Os profissionais e as clínicas de fonoaudiologia de Mato Grosso do Sul são fiscalizados pelo CRFa 5ª Região (Conselho Regional de Fonoaudiologia), com sede em Goiânia e abrange os estados de MS, MT, TO, GO e o DF.
O assessor jurídico do conselho, Ronaldo Abi-Faiçal Castanheira, disse que a orientação dada por Wilson Rabelo Sobrinho fere o inciso 10 do artigo 10 do Código de Ética da categoria: "permitir o acesso do responsável ou representante(s) legal(is) durante procedimento fonoaudiológico, salvo quando sua presença comprometer a realização deste".

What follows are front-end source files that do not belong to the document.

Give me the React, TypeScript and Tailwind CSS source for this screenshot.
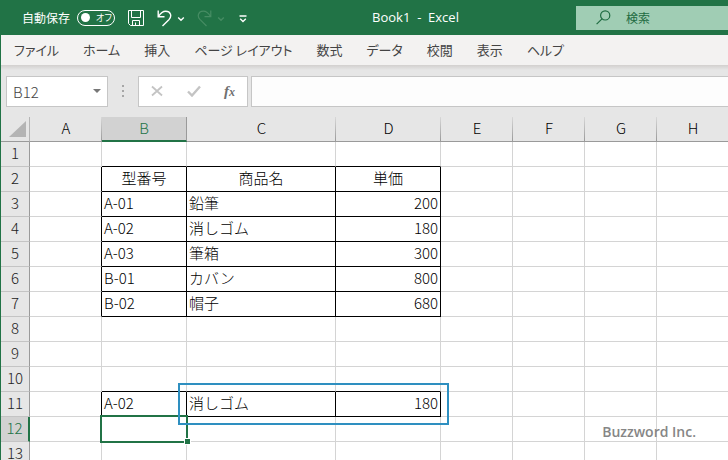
import { clsx } from 'clsx';

const MENU_ITEMS = ['ファイル', 'ホーム', '挿入', 'ページ レイアウト', '数式', 'データ', '校閲', '表示', 'ヘルプ'];

const COLUMNS = [
  { name: 'A', width: 'w-[72px]' },
  { name: 'B', width: 'w-[85px]' },
  { name: 'C', width: 'w-[149px]' },
  { name: 'D', width: 'w-[105px]' },
  { name: 'E', width: 'w-[72px]' },
  { name: 'F', width: 'w-[72px]' },
  { name: 'G', width: 'w-[72px]' },
  { name: 'H', width: 'w-[72px]' },
];

const ROWS = [1, 2, 3, 4, 5, 6, 7, 8, 9, 10, 11, 12, 13];

const CELLS: Record<number, string[]> = {
  2: ['型番号', '商品名', '単価'],
  3: ['A-01', '鉛筆', '200'],
  4: ['A-02', '消しゴム', '180'],
  5: ['A-03', '筆箱', '300'],
  6: ['B-01', 'カバン', '800'],
  7: ['B-02', '帽子', '680'],
  11: ['A-02', '消しゴム', '180'],
};

const Chevron = () => (
  <svg className="h-2 w-2" viewBox="0 0 8 8" fill="none" stroke="currentColor" strokeWidth="1.4">
    <path d="M1.2 2.5L4 5.2l2.8-2.7" />
  </svg>
);

const TitleBar = () => (
  <header className="flex h-[35px] items-center bg-[#217346] text-white">
    <div className="flex w-[255px] shrink-0 items-center pl-[22px]">
      <label className="flex items-center gap-[7px] text-xs">
        自動保存
        <span className="flex h-4 w-[38px] items-center gap-[6px] rounded-full border border-white pl-[3px] text-[9px] [font-feature-settings:'palt']">
          <input type="checkbox" className="size-[9px] shrink-0 appearance-none rounded-full bg-white" />
          オフ
        </span>
      </label>
      <button aria-label="上書き保存" className="mt-[2px] ml-[13px]">
        <svg className="h-[17px] w-[17px]" viewBox="0 0 17 17" fill="none" stroke="currentColor">
          <path d="M.5.5h15v15h-13l-2-2zM3.500.5v7h9v-7M4.500 15.500v-5h7v5M7.500 12.500v3" />
        </svg>
      </button>
      <button aria-label="元に戻す" className="mt-[2px] ml-3 flex items-center gap-[5px]">
        <svg className="h-[17px] w-[15px]" viewBox="0 0 15 17" fill="none" stroke="currentColor" strokeWidth="1.4">
          <path d="M1.200.5v6.200h6.300M1.500 6.500C3.500 3 6 1.200 8.800 1.200c4.600 0 6.500 4.700 3.300 8.200L5.500 16" />
        </svg>
        <Chevron />
      </button>
      <button aria-label="やり直し" className="mt-[2px] ml-3 flex items-center gap-[5px] text-[#468c63]">
        <svg className="h-[17px] w-[15px]" viewBox="0 0 15 17" fill="none" stroke="currentColor" strokeWidth="1.2">
          <path d="M13.800.5v6.200H7.500M13.500 6.500C11.500 3 9 1.200 6.200 1.200c-4.600 0-6.500 4.700-3.300 8.200L9.500 16" />
        </svg>
        <Chevron />
      </button>
      <button aria-label="クイック アクセス ツール バーのユーザー設定" className="mt-[2px] ml-[14px]">
        <svg className="h-2 w-2" viewBox="0 0 8 8" fill="none" stroke="currentColor" strokeWidth="1.300">
          <path d="M.5 1h7M1.200 3.700L4 6.500l2.800-2.800" />
        </svg>
      </button>
    </div>
    <h1 className="flex-1 text-center font-['Open_Sans',sans-serif] text-[13px] whitespace-pre">Book1  -  Excel</h1>
    <label className="flex h-6 w-[152px] shrink-0 items-center gap-[15px] bg-[#a0cdb4] pl-5 text-[#1e6b41]">
      <svg className="h-[15px] w-[15px] shrink-0" viewBox="0 0 15 15" fill="none" stroke="currentColor" strokeWidth="1.200">
        <circle cx="9.200" cy="5.400" r="4.600" />
        <path d="M6 8.800L.6 14.200" />
      </svg>
      <input aria-label="検索" placeholder="検索" className="w-full min-w-0 text-xs outline-none placeholder:text-[#1e6b41]" />
    </label>
  </header>
);

const MenuBar = () => (
  <nav className="flex h-[30px] items-center gap-6 overflow-hidden bg-[#f3f2f1] pl-[13px] text-[13px] whitespace-nowrap text-[#444] [font-feature-settings:'palt']">
    {MENU_ITEMS.map((item) => (
      <button key={item}>{item}</button>
    ))}
  </nav>
);

const FormulaBar = () => (
  <div className="flex h-[52px] items-center bg-[#e6e6e6] bg-[linear-gradient(#d2d0ce,#e6e6e6)] bg-size-[100%_5px] bg-no-repeat pl-[5px]">
    <div className="flex h-[31px] w-[102px] shrink-0 items-center border border-[#c6c6c6] bg-white">
      <input
        aria-label="名前ボックス"
        defaultValue="B12"
        className="w-full min-w-0 pt-[2px] pl-[6px] text-[15px] font-light text-[#444] outline-none"
      />
      <button aria-label="名前の一覧" className="px-[6px]">
        <svg className="h-1 w-2" viewBox="0 0 8 4">
          <path d="M0 0h8L4 4z" fill="#777" />
        </svg>
      </button>
    </div>
    <svg className="mx-[14px] h-3 w-[2px] shrink-0" viewBox="0 0 2 12" fill="#a6a6a6">
      <path d="M0 0h2v2H0zM0 5h2v2H0zM0 10h2v2H0z" />
    </svg>
    <div className="flex h-[31px] w-[110px] shrink-0 items-center justify-between border border-[#c6c6c6] bg-white px-3 text-[#c4c4c4]">
      <button aria-label="キャンセル">
        <svg className="h-3 w-3" viewBox="0 0 12 12" fill="none" stroke="currentColor" strokeWidth="1.800">
          <path d="M1 1.500l10 9M11 1.500l-10 9" />
        </svg>
      </button>
      <button aria-label="入力">
        <svg className="h-3 w-[14px]" viewBox="0 0 14 12" fill="none" stroke="currentColor" strokeWidth="2.400">
          <path d="M1 6.500l4 4L13 1.500" />
        </svg>
      </button>
      <button aria-label="関数の挿入" className="font-['Liberation_Serif',serif] text-[15px] leading-4 font-bold text-[#707070] italic">
        f<span className="text-xs">x</span>
      </button>
    </div>
    <input
      aria-label="数式バー"
      className="ml-[3px] h-[31px] min-w-0 flex-1 border border-r-0 border-[#c6c6c6] bg-[#fdfdfd] px-2 text-[15px] outline-none"
    />
  </div>
);

// Each cell draws its own right and bottom line, so a box also needs the cells before and above it.
const lineClasses = (row: number, col: number) => {
  const inTable = (r: number) => r in CELLS;
  const right = inTable(row) && col <= 3;
  const bottom = (inTable(row) || inTable(row + 1)) && col >= 1 && col <= 3;
  return clsx(right ? 'border-r-black' : 'border-r-[#d4d4d4]', bottom ? 'border-b-black' : 'border-b-[#d4d4d4]');
};

const Sheet = () => (
  <table className="w-max table-fixed border-separate border-spacing-0 text-[15px] leading-[22px] font-light text-black">
    <thead>
      <tr className="h-[25px] bg-[#e6e6e6]">
        <th className="w-[29px] border-r border-b border-r-[#b5b5b5] border-b-[#9a9a9a] p-0 align-top">
          <svg className="mt-1 ml-2 h-4 w-[17px]" viewBox="0 0 17 16">
            <path d="M17 0v16H0z" fill="#b4b4b4" />
          </svg>
        </th>
        {COLUMNS.map(({ name, width }) => (
          <th
            key={name}
            className={clsx(
              width,
              'bg-right bg-no-repeat p-0 align-top font-light',
              name === 'B'
                ? 'border-r border-b-2 border-r-[#9a9a9a] border-b-[#217346] bg-[#d2d2d2] text-[#217346]'
                : 'border-b border-[#9a9a9a] bg-[linear-gradient(#d8d8d8,#9a9a9a)] bg-size-[1px_100%]'
            )}
          >
            {name}
          </th>
        ))}
      </tr>
    </thead>
    <tbody>
      {ROWS.map((row) => (
        <tr key={row} className="h-[25px]">
          <th
            className={clsx(
              'border-b border-b-[#c4c4c4] p-0 align-top font-light',
              row === 12
                ? 'border-r-2 border-r-[#217346] bg-[#d2d2d2] text-[#217346]'
                : 'border-r border-r-[#9a9a9a] bg-[#e6e6e6] text-[#222]'
            )}
          >
            {row}
          </th>
          {COLUMNS.map(({ name }, col) => (
            <td
              key={name}
              className={clsx(
                'relative border-r border-b px-[2px] py-0 align-top whitespace-nowrap',
                lineClasses(row, col),
                row === 2 ? 'text-center' : name === 'D' && 'text-right'
              )}
            >
              {CELLS[row]?.[col - 1]}
              {row === 12 && name === 'B' && (
                <div className="absolute -inset-[2px] z-10 border-2 border-[#217346]">
                  <div className="absolute -right-[5px] -bottom-1 size-[7px] border border-white bg-[#217346]" />
                </div>
              )}
              {row === 11 && name === 'C' && (
                <div className="absolute -top-[9px] -left-[9px] z-20 h-[42px] w-[271px] border-2 border-[#2e8fc0]" />
              )}
            </td>
          ))}
        </tr>
      ))}
    </tbody>
  </table>
);

export default function App() {
  return (
    <div className="relative flex h-screen flex-col overflow-hidden bg-white font-['Noto_Sans_CJK_JP',sans-serif]">
      <TitleBar />
      <main className="min-h-0 flex-1 overflow-hidden border-l border-[#217346]">
        <MenuBar />
        <FormulaBar />
        <Sheet />
      </main>
      <p className="absolute right-8 bottom-[18px] z-30 font-['Open_Sans',sans-serif] text-sm font-semibold text-[#868686]">
        Buzzword Inc.
      </p>
    </div>
  );
}
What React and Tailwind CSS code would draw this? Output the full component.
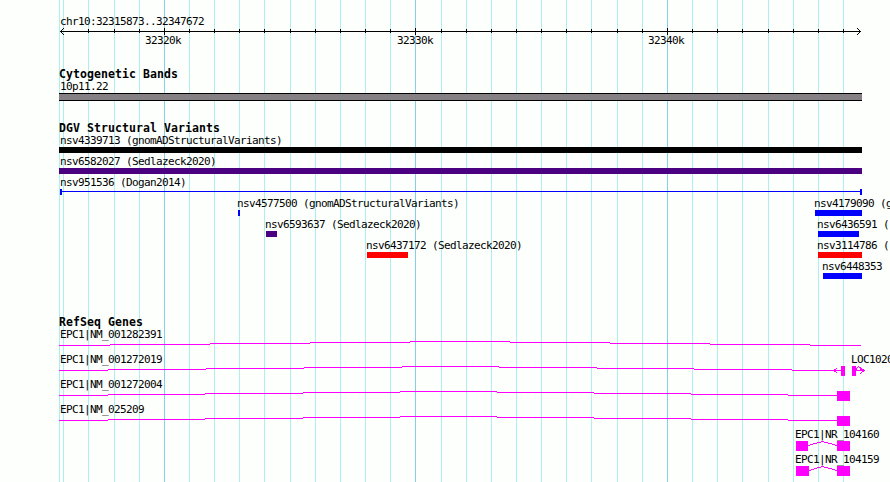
const MINOR_LINES = [
  59, 63, 88, 114, 139, 189, 214, 239, 264, 290, 315, 340, 365, 390, 441, 466, 491, 516, 541, 566, 591, 617, 642,
  692, 717, 742, 768, 793, 818, 843,
]
const MAJOR_LINES = [164, 415, 667]

const AXIS_LABELS = [
  { text: "32320k", x: 145 },
  { text: "32330k", x: 397 },
  { text: "32340k", x: 648 },
]

const VARIANT_ROWS = [
  [{ name: "nsv4339713 (gnomADStructuralVariants)", labelX: 60, x: 59, width: 803, color: "bg-black" }],
  [{ name: "nsv6582027 (Sedlazeck2020)", labelX: 60, x: 59, width: 803, color: "bg-[#4b0082]" }],
  [{ name: "nsv951536 (Dogan2014)", labelX: 60, x: 60, width: 802, span: true }],
  [
    { name: "nsv4577500 (gnomADStructuralVariants)", labelX: 237, x: 238, width: 2, color: "bg-[#0000ff]" },
    { name: "nsv4179090 (g", labelX: 814, x: 815, width: 47, color: "bg-[#0000ff]" },
  ],
  [
    { name: "nsv6593637 (Sedlazeck2020)", labelX: 265, x: 266, width: 11, color: "bg-[#4b0082]" },
    { name: "nsv6436591 (", labelX: 817, x: 818, width: 41, color: "bg-[#0000ff]" },
  ],
  [
    { name: "nsv6437172 (Sedlazeck2020)", labelX: 366, x: 367, width: 41, color: "bg-[#ff0000]" },
    { name: "nsv3114786 (", labelX: 817, x: 818, width: 44, color: "bg-[#ff0000]" },
  ],
  [{ name: "nsv6448353", labelX: 822, x: 823, width: 39, color: "bg-[#0000ff]" }],
]

// intron: x of each one pixel step along the connector
const GENE_ROWS = [
  {
    labels: [{ text: "EPC1|NM_001282391", x: 60 }],
    intron: [59, 110, 210, 310, 410, 510, 610, 710, 810, 861],
    exons: [],
  },
  {
    labels: [
      { text: "EPC1|NM_001272019", x: 60 },
      { text: "LOC1020", x: 851 },
    ],
    intron: [59, 108, 206, 304, 402, 499, 597, 694, 792, 841],
    exons: [
      [841, 4],
      [852, 4],
    ],
    arrows: true,
  },
  {
    labels: [{ text: "EPC1|NM_001272004", x: 60 }],
    intron: [59, 108, 205, 303, 400, 497, 594, 691, 788, 837],
    exons: [[837, 13]],
  },
  {
    labels: [{ text: "EPC1|NM_025209", x: 60 }],
    intron: [59, 108, 205, 303, 400, 497, 594, 691, 788, 837],
    exons: [[837, 13]],
  },
  {
    labels: [{ text: "EPC1|NR_104160", x: 795 }],
    exons: [
      [796, 12],
      [837, 13],
    ],
    hat: 808,
  },
  {
    labels: [{ text: "EPC1|NR_104159", x: 795 }],
    exons: [
      [796, 13],
      [837, 13],
    ],
    hat: 809,
  },
]

const STEP_Y = [4, 3, 2, 1, 0, 1, 2, 3, 4]

const Label = ({ x, children }) => (
  <span
    className="absolute top-0 text-[11px] leading-[13px] tracking-[-0.622px] whitespace-pre"
    style={{ left: x }}
  >
    {children}
  </span>
)

const Heading = ({ children }) => (
  <h2 className="h-3 pl-[59px] text-[11.5px] leading-[13px] font-bold tracking-[0.077px] whitespace-pre">
    {children}
  </h2>
)

const GridLines = () => (
  <div className="absolute inset-0">
    {MINOR_LINES.map((x) => (
      <div key={x} className="absolute inset-y-0 w-px bg-[#afeeee]" style={{ left: x }}></div>
    ))}
    {MAJOR_LINES.map((x) => (
      <div key={x} className="absolute inset-y-0 w-px bg-[#87ceeb]" style={{ left: x }}></div>
    ))}
  </div>
)

const Axis = () => (
  <svg className="block h-[7px] w-full" viewBox="0 0 890 7" shapeRendering="crispEdges">
    <rect x="60" y="3" width="801" height="1" />
    {MINOR_LINES.slice(2).map((x) => (
      <rect key={x} x={x} y="1" width="1" height="4" />
    ))}
    {MAJOR_LINES.map((x) => (
      <rect key={x} x={x} y="0" width="1" height="7" />
    ))}
    <path d="M63 0h1v1h-1zM62 1h1v1h-1zM61 2h1v1h-1zM61 4h1v1h-1zM62 5h1v1h-1zM63 6h1v1h-1z" />
    <path d="M857 0h1v1h-1zM858 1h1v1h-1zM859 2h1v1h-1zM859 4h1v1h-1zM858 5h1v1h-1zM857 6h1v1h-1z" />
  </svg>
)

const VariantRow = ({ items }) => (
  <div className="relative h-[21px]">
    {items.map((item) => (
      <div key={item.name}>
        <Label x={item.labelX}>{item.name}</Label>
        {item.span ? (
          <div
            className="absolute top-[13px] flex h-1.5 items-start border-x-2 border-[#0000ff]"
            style={{ left: item.x, width: item.width }}
          >
            <div className="mt-0.5 h-px w-full bg-[#0000ff]"></div>
          </div>
        ) : (
          <div
            className={`absolute top-[13px] h-1.5 ${item.color}`}
            style={{ left: item.x, width: item.width }}
          ></div>
        )}
      </div>
    ))}
  </div>
)

const GeneRow = ({ gene }) => (
  <div className="relative h-[25px]">
    <svg
      className="absolute top-[10px] left-0 h-[13px] w-[890px]"
      viewBox="0 -1 890 13"
      fill="#ff00ff"
      shapeRendering="crispEdges"
    >
      {gene.intron &&
        STEP_Y.map((y, i) => (
          <rect key={i} x={gene.intron[i]} y={y + 2} width={gene.intron[i + 1] - gene.intron[i]} height="1" />
        ))}
      {gene.exons.map(([x, width]) => (
        <rect key={x} x={x} y="2" width={width} height="10" />
      ))}
      {gene.hat && (
        <path d={`M${gene.hat} 6.5L822.5 2.5L837 6.5`} fill="none" stroke="#ff00ff" />
      )}
      {gene.arrows && (
        <path
          d="M837.5 3.5L834 6.5L837.5 9.5M834 6.5H841M856 6.5H864M860.5 3.5L864 6.5L860.5 9.5M856 5.5L858.5 2.5L862 6.5"
          fill="none"
          stroke="#ff00ff"
        />
      )}
    </svg>
    {gene.labels.map((label) => (
      <Label key={label.text} x={label.x}>
        {label.text}
      </Label>
    ))}
  </div>
)

const App = () => {
  return (
    <div className="relative h-[482px] w-[890px] overflow-hidden bg-[#fcfffc] font-['DejaVu_Sans_Mono',monospace] text-black">
      <GridLines />

      <div className="relative flex flex-col pt-[15px]">
        {/* Ruler */}
        <div className="relative h-[13px]">
          <Label x={60}>chr10:32315873..32347672</Label>
        </div>
        <Axis />
        <div className="relative -mt-px mb-[21px] h-[13px]">
          {AXIS_LABELS.map((label) => (
            <Label key={label.text} x={label.x}>
              {label.text}
            </Label>
          ))}
        </div>

        {/* Cytogenetic bands */}
        <Heading>Cytogenetic Bands</Heading>
        <div className="relative h-[13px]">
          <Label x={60}>10p11.22</Label>
        </div>
        <div className="mb-[21px] ml-[59px] h-2 w-[803px] border-y border-black bg-[#848084]"></div>

        {/* Structural variants */}
        <Heading>DGV Structural Variants</Heading>
        <div className="mb-[35px]">
          {VARIANT_ROWS.map((items) => (
            <VariantRow key={items[0].name} items={items} />
          ))}
        </div>

        {/* Genes */}
        <Heading>RefSeq Genes</Heading>
        {GENE_ROWS.map((gene) => (
          <GeneRow key={gene.labels[0].text} gene={gene} />
        ))}
      </div>
    </div>
  )
}

export default App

“É dever do fono permitir o acesso”, disse Castanheira, explicando que é facultativo aos pais essa decisão. O assessor jurídico disse que o conselho irá divulgar nota de repúdio e instaurar processo ético contra Wilson Rabelo Sobrinho. A lei prevê de advertência até cancelamento do registro em casos de infrações graves.
Castanheira disse que será aberto PAF (Processo Administrativo Fiscal) contra a clínica, para averiguar se a proibição de acompanhamento dos pais na consulta era regra ou de conhecimento da clínica ou, mesmo sendo decisão isolada de Sobrinho, era consentida.
A Fonoclin enviou nota informando que Rabelo era prestador de serviço autônomo, não sendo funcionário e apenas utilizava sala no local. “Sendo o assunto muito delicado estamos primeiramente tratando de forma individual com familiares e pacientes, com todos presencial e/ou ligações”, relatou em nota.
A empresa informa que já foi chamada para esclarecimentos na Depca (Delegacia Especializada de Proteção à Criança e ao Adolescente) e está “inteiramente à disposição da Justiça”. Por se tratar de caso envolvendo menores, não poderia falar muito sobre o assunto, finaliza, em nota.
Procedimentos – Acompanhar crianças em consultas médicas é direito e até necessário, principalmente no atendimento pediátrico, segundo o presidente do Sinmed-MS (Sindicato dos Médicos de Mato Grosso do Sul), Marcelo Santana.
“É preciso acompanhamento na avaliação, nas consultas, no exame físico”, disse. No caso de procedimentos mais graves, de urgência, os médicos fazem atendimento acompanhado de profissional de enfermagem. “Sempre se tem mecanismo de ter alguém acompanhando a consulta”, explicou.
Segundo Santana, em outras especialidades, o acompanhamento presencial ou por meio de tecnologias seria o mais racional, para dar segurança aos pais, crianças e até ao profissional. “É extremamente importante, o profissional tem que se preocupar de mostrar toda essa seriedade para mostrar isso para o paciente e familiares.”